The recorded drama in 1 Samuel chapters 24 and 26 is intense. It draws out our just anger against Saul. Saul mercilessly and untiringly pursued David to death. Saul made David number one on his most wanted list. He chose 3,000 men out of all Israel to hunt him down. But David and his men, though capable, did not fight. They fled from Saul like hunted criminals. David rolled his life upon Jehovah, entrusting His will, His justice and His mercy (Psalm 22:8). On two occasions, God put Saul's life in David’s hands. David’s men told him to kill Saul. What would David do? What would you do if the life of someone who offended you was put into your hand to judge? What would I do? Better yet, what did our Lord Jesus Christ do?!
In both cases, David reacts with the wisdom and the heart of God. In the second encounter, David says to Saul (paraphrase), “If the LORD stirred you up against me, let Him accept an offering.
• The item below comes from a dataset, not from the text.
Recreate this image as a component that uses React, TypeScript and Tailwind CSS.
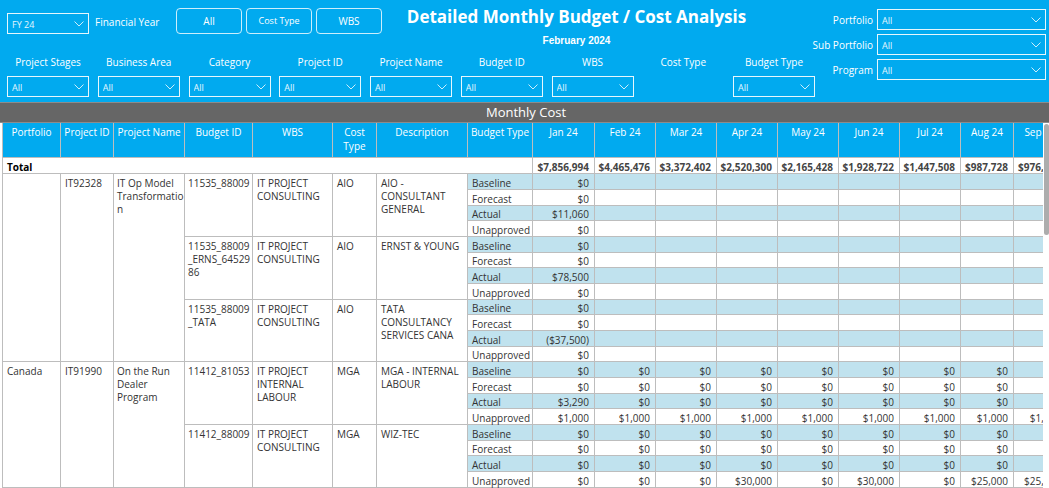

But if men, then let them be cursed: for they have driven me out this day from abiding in the LORD’s inheritance, saying, ‘Go, serve other gods’” (1 Sam. 26:19). Saul hated David without a cause. Yet David humbled himself before Saul. He said (paraphrase), “Hunting me is like hunting for a flea when you intend to take a partridge” (1 Sam. 26:20). Saul was greatly moved by David’s humility and mercy towards him. He recognized that David spoke God’s wisdom, as a man after God's own heart, and did good to him for the evil he intended for David.
Though Saul hated David without a cause, David would not lift up his hand against Saul. Saul’s life was “much set by” in David’s eyes. David took this occasion to plead his own case before God. Saul was guilty. Justice demanded his life. Yet David valued Saul’s life and spared him for the LORD’s sake. David draws the comparison to himself in his prayer. David knows his own sinfulness. Yet he pleads that his life would be precious in God’s eyes. He pleads that the LORD would spare him from the death he deserved.
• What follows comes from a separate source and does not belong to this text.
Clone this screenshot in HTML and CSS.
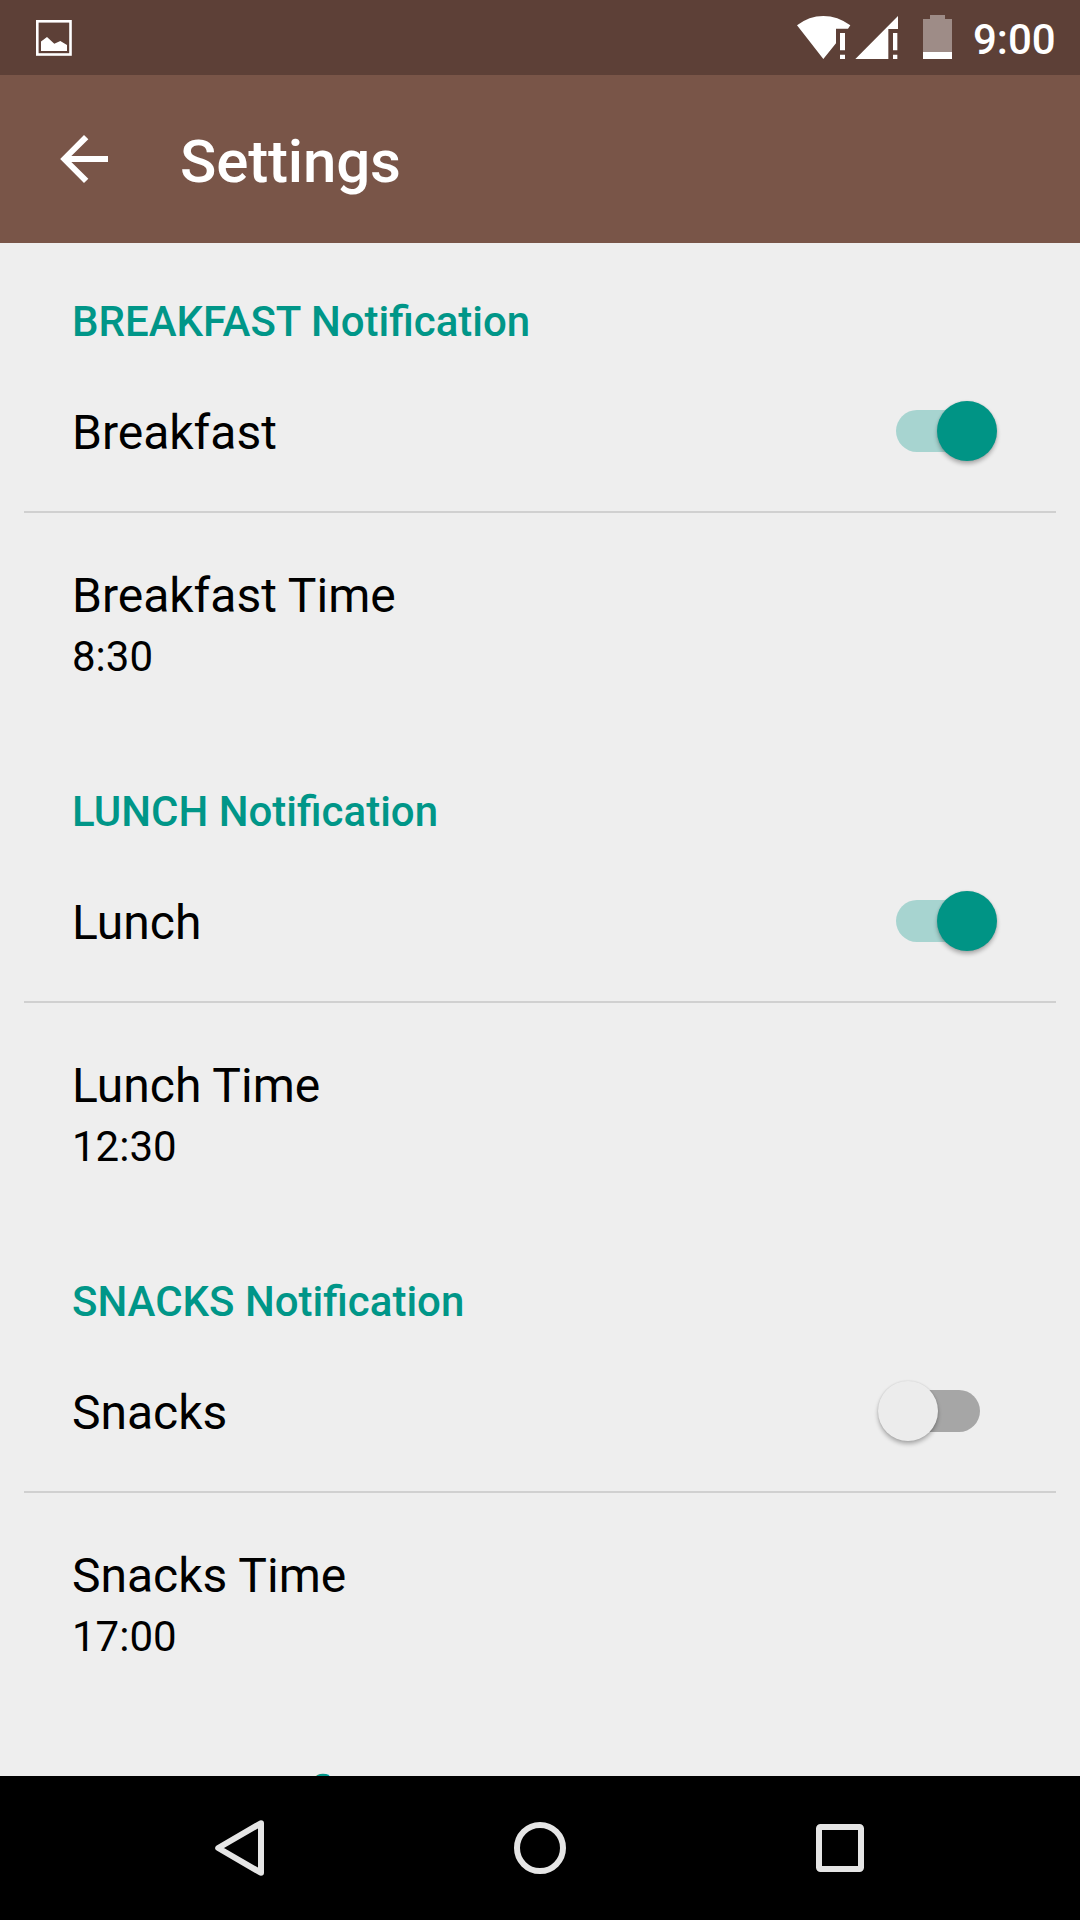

Mercy is the attitude of God’s own heart. We forgive as we believe God has forgiven us. The greatest injustices against us are in God’s hand to judge. If the life of your enemy were put in your hands, what would you do? Will we raise our hand against another with the wrath of God? Will we desire or pray or pronounce God’s wrath on them? Or, will we seek for them what God has given us: unmerited mercy to a guilty sinner with forgiveness for Christ’s sake alone?
The law is God’s law (James 4:12). All sin is against Him (Psalm 51:4; Luke 15:18). God is Judge (Psalm 50:6; 75:7). He will judge all outside the church (1 Cor. 5:12-13). It is neither our place to judge nor our prerogative to forgive in God’s place. He has already judged His people in Christ (John 8:11; Romans 8:1-4; 32-34). In ourselves, we are guilty. But God had mercy on us, putting our sin on His Son, judging Him in our place. While the earth remains, God has not made His people ambassadors to judge, but to preach the Gospel of His saving grace in Christ (John 3:17; Romans 14:13). In Christ, God is merciful. Outside of Christ, there is only judgment from God. That is our salvation. That is our message. That is salt and light. We neither wish nor pray for God’s eternal judgment on others, nor do we pronounce it or attempt to bring it on them. To do so is to sit as a judge of God’s law (James 4:11-12). Think what it would mean to judge in God’s place. If you are wrong in your judgment, you will be judged as guilty (Matthew 7:2). If you’re right, who are you to determine if God will show mercy? God’s mercy, both His mercy to you and His mercy to another, is His sovereign prerogative (Romans 9:15).
In our present state, we are incapable of judging others. We neither have the knowledge nor the wisdom to judge others. We don’t know the hearts of men and we don’t know all circumstances. Would we act differently if we were in the place of those we judge? Are we guiltless of the sin for which we judge others (John 8:7)? Do we understand the spirit of God’s law, that it requires complete, perfect, continuous obedience from the heart? Are men’s offenses against our law or our justice? Is God unable to uphold His own law and justice? Will not the Judge of all the earth do right? If we were the judge, wouldn’t men therefore honor us? It is for these reasons that God has committed all judgment to His Son (John 5:22). Do we ask Christ to call down fire from heaven as Elijah did (Luke 9:54-55)? Did not our God and Savior forgive us an immeasurable debt because of His infinite mercy when we were undeniably and justly guilty and indebted to His law? Abel’s blood called for vengeance. Christ’s blood calls for justification. Let us seek the glory of God and salvation of our neighbors through the preaching of His Gospel, through prayer to God for their salvation and through our own forbearance of one another’s faults (Acts 7:60; Luke 23:34; Galatians 6:1-2).
God has given the church the wisdom and spirit to settle small matters between brethren within the local congregation (1 Cor. 6). The Corinthians took disputes between one another to the civil courts for settlement. Paul corrected them for this. Civil courts know nothing of God’s sovereign mercy, His grace in Christ, and the forgiveness of sins as believers do. Christ instructed the church how to handle unresolved disputes and administer discipline in matters that would bring public reproach on God and His Gospel (Matthew 18:15-35;1 Cor. 5). Let us seek the glory of God and the salvation of others above our own fleshly impulses. Let us, with David, consider the lives of those who do us wrong as precious, and spare them for the LORD’s sake. Preach the Gospel of God’s grace in Christ. Warn men of judgment to come. Tell them there is mercy in Christ at the hand of the Judge of all the earth. Send them to the Savior and to His throne of grace with His word for faith to believe Him. Pray that God would be pleased to reveal Himself to them in Christ.